# Goal
Only lines with the string "page" matter here; gather them from the material below.

-- start of Dataset extract --

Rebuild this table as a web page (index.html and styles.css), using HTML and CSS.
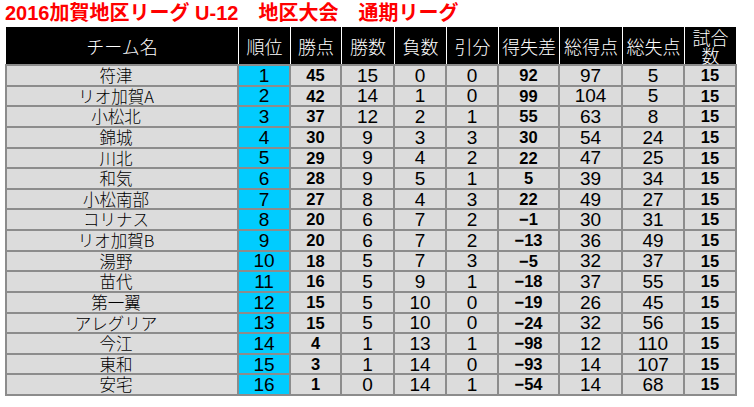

-- end of Dataset extract --
-- start of Dataset extract --

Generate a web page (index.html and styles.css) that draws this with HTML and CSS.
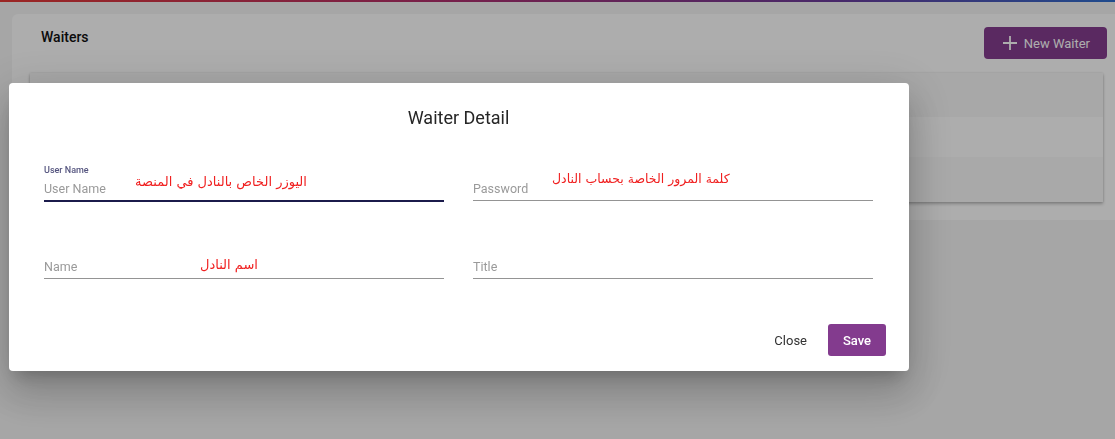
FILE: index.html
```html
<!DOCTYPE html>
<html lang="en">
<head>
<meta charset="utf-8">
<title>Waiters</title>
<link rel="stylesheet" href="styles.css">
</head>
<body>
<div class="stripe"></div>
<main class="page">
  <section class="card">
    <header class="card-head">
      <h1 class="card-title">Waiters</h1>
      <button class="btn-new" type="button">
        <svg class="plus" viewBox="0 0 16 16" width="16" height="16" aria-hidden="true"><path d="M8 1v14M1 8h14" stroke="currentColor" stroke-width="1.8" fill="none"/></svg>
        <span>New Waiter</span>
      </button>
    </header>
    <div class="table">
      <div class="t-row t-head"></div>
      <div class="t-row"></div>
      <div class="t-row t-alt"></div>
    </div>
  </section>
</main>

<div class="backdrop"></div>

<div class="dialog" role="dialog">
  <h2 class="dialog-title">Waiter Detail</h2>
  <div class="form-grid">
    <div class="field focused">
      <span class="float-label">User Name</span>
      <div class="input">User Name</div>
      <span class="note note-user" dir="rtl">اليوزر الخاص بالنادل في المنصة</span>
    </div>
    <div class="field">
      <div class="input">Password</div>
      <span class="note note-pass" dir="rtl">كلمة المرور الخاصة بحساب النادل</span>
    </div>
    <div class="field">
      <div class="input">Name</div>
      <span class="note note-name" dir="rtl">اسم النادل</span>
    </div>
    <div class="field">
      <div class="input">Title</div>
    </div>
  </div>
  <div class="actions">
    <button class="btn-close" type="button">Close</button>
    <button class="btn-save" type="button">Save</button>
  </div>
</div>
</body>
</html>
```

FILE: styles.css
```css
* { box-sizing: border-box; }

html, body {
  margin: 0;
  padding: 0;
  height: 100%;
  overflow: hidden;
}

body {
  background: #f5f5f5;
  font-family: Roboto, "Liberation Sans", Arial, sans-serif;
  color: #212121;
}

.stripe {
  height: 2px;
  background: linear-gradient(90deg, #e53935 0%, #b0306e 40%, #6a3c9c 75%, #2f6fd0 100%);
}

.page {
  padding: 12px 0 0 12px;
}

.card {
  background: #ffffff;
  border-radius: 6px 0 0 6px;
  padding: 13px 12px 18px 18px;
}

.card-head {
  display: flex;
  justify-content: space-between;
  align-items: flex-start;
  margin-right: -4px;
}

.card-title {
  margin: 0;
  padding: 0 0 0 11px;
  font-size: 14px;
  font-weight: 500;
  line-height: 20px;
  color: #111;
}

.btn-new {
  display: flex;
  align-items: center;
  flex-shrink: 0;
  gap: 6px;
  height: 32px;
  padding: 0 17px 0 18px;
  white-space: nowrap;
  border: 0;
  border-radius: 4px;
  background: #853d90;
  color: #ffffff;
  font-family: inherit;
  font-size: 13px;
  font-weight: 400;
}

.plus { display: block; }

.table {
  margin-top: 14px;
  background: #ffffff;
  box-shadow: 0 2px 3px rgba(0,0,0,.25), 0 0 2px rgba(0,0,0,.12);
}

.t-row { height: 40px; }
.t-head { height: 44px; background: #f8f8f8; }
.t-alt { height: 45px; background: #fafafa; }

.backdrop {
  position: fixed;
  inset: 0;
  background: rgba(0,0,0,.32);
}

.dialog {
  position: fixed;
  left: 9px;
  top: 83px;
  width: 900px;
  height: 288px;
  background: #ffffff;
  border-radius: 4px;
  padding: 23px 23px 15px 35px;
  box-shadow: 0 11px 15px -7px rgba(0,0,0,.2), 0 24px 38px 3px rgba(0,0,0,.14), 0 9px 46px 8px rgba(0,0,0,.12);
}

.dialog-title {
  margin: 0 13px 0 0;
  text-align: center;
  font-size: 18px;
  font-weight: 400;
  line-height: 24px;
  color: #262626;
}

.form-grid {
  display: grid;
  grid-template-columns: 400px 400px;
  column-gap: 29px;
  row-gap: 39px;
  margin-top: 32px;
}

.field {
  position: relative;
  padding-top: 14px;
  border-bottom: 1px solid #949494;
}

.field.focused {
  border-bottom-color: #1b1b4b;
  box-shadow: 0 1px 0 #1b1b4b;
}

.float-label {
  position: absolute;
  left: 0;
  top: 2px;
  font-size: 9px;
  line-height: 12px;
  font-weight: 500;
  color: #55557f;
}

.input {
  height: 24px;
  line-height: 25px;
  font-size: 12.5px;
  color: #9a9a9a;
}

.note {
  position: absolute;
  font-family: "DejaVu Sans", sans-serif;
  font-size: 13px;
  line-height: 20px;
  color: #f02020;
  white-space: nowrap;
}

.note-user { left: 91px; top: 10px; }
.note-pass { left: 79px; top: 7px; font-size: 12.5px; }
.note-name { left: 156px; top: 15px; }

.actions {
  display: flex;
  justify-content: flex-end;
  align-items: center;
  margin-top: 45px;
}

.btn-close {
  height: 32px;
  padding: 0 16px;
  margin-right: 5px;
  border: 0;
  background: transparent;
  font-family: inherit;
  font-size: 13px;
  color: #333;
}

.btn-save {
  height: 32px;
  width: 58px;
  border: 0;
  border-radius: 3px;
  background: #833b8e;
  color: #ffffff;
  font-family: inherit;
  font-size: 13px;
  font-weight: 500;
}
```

-- end of Dataset extract --
-- start of Dataset extract --

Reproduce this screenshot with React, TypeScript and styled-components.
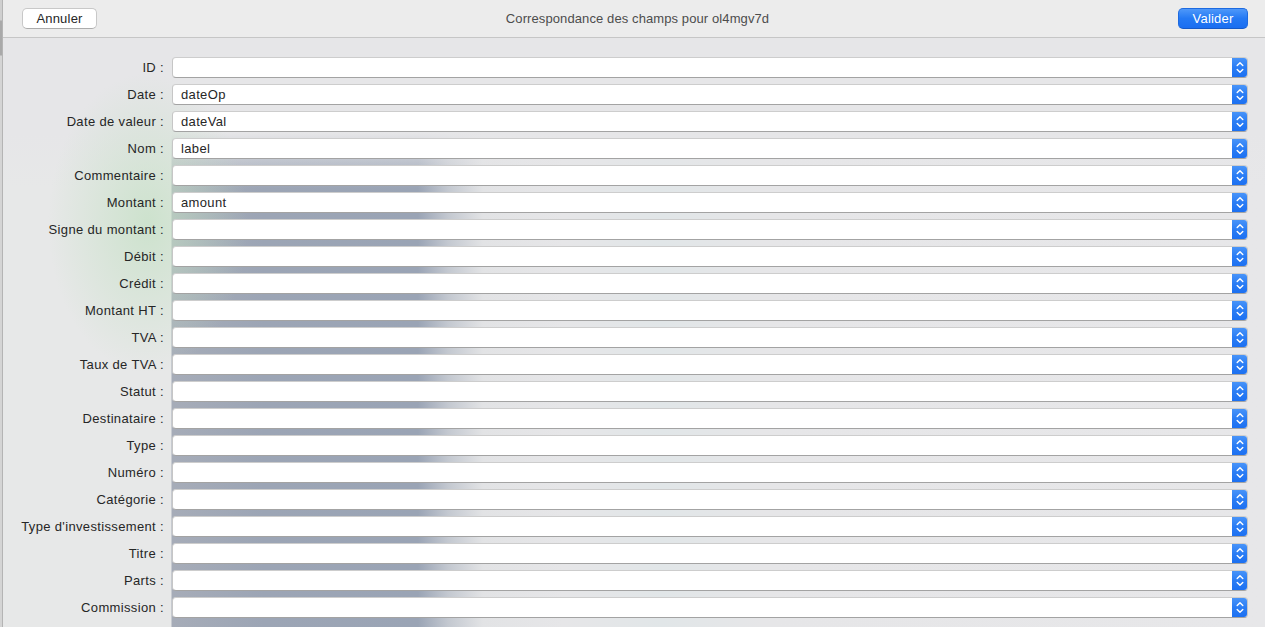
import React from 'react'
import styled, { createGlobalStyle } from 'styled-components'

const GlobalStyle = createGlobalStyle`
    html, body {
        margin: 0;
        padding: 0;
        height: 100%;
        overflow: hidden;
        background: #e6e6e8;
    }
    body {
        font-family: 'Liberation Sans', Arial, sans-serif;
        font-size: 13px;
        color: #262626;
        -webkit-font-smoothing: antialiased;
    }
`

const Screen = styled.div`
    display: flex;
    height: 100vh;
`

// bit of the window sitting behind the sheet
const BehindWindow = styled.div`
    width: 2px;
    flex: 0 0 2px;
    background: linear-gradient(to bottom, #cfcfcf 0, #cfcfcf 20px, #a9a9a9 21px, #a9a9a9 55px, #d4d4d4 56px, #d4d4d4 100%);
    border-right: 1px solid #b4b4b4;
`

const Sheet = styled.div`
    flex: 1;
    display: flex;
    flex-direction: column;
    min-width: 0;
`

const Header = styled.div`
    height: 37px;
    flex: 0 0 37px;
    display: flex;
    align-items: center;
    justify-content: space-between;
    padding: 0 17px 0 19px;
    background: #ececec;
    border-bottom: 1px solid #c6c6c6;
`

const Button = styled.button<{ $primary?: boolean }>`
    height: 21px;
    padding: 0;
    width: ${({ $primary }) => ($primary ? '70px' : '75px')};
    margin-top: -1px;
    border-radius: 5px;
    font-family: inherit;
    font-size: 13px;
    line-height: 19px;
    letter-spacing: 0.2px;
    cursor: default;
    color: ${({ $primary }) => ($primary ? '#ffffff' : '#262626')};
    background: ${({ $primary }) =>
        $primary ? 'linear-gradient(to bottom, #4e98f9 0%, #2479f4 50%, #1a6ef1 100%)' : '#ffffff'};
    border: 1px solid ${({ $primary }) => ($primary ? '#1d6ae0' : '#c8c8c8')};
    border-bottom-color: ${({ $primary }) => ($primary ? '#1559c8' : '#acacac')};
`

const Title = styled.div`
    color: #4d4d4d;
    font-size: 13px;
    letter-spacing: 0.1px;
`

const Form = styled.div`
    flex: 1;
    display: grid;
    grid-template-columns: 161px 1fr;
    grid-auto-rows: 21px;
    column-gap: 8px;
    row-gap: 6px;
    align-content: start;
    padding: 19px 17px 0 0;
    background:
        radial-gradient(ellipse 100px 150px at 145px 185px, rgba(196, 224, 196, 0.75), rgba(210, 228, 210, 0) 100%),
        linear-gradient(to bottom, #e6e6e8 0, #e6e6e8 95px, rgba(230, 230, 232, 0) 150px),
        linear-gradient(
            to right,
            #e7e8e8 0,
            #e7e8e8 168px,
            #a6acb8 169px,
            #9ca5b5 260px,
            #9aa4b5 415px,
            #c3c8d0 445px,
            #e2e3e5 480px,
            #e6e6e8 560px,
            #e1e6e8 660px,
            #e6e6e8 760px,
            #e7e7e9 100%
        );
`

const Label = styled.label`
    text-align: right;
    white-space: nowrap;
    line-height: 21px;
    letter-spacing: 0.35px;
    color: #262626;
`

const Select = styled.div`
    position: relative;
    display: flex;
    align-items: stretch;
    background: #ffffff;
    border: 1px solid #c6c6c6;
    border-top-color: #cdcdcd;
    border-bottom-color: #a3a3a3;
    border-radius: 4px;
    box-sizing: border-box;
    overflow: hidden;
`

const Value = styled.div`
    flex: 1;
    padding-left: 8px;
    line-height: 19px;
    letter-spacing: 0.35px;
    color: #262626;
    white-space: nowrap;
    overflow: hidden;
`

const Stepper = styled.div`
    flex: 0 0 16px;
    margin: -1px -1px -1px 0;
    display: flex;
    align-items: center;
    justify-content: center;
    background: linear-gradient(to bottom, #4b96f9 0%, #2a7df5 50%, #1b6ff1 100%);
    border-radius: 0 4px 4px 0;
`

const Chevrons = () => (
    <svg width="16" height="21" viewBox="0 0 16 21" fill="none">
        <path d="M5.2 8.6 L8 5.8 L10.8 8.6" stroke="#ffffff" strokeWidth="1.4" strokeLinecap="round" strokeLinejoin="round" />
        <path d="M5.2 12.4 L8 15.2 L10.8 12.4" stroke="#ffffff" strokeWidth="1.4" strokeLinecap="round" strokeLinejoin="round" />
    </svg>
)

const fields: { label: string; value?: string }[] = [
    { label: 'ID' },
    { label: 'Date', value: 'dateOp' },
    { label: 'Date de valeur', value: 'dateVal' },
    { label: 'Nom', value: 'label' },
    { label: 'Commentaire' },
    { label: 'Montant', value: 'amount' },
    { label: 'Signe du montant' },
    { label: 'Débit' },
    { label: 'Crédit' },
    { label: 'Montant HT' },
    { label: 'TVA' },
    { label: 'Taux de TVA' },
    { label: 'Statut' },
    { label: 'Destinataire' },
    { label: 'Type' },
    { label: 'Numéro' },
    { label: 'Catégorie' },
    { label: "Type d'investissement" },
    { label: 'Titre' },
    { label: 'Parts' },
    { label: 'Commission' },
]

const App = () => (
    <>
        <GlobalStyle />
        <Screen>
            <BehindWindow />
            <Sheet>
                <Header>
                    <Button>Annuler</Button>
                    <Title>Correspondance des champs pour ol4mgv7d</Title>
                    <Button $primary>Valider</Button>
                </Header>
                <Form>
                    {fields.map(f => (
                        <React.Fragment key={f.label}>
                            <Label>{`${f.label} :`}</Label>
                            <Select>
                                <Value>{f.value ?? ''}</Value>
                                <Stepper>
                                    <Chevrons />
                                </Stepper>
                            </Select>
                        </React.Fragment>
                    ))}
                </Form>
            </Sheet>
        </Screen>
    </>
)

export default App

-- end of Dataset extract --

# Reply
Rebuild this table as a web page (index.html and styles.css), using HTML and CSS.
Generate a web page (index.html and styles.css) that draws this with HTML and CSS.
<main class="page">
.page {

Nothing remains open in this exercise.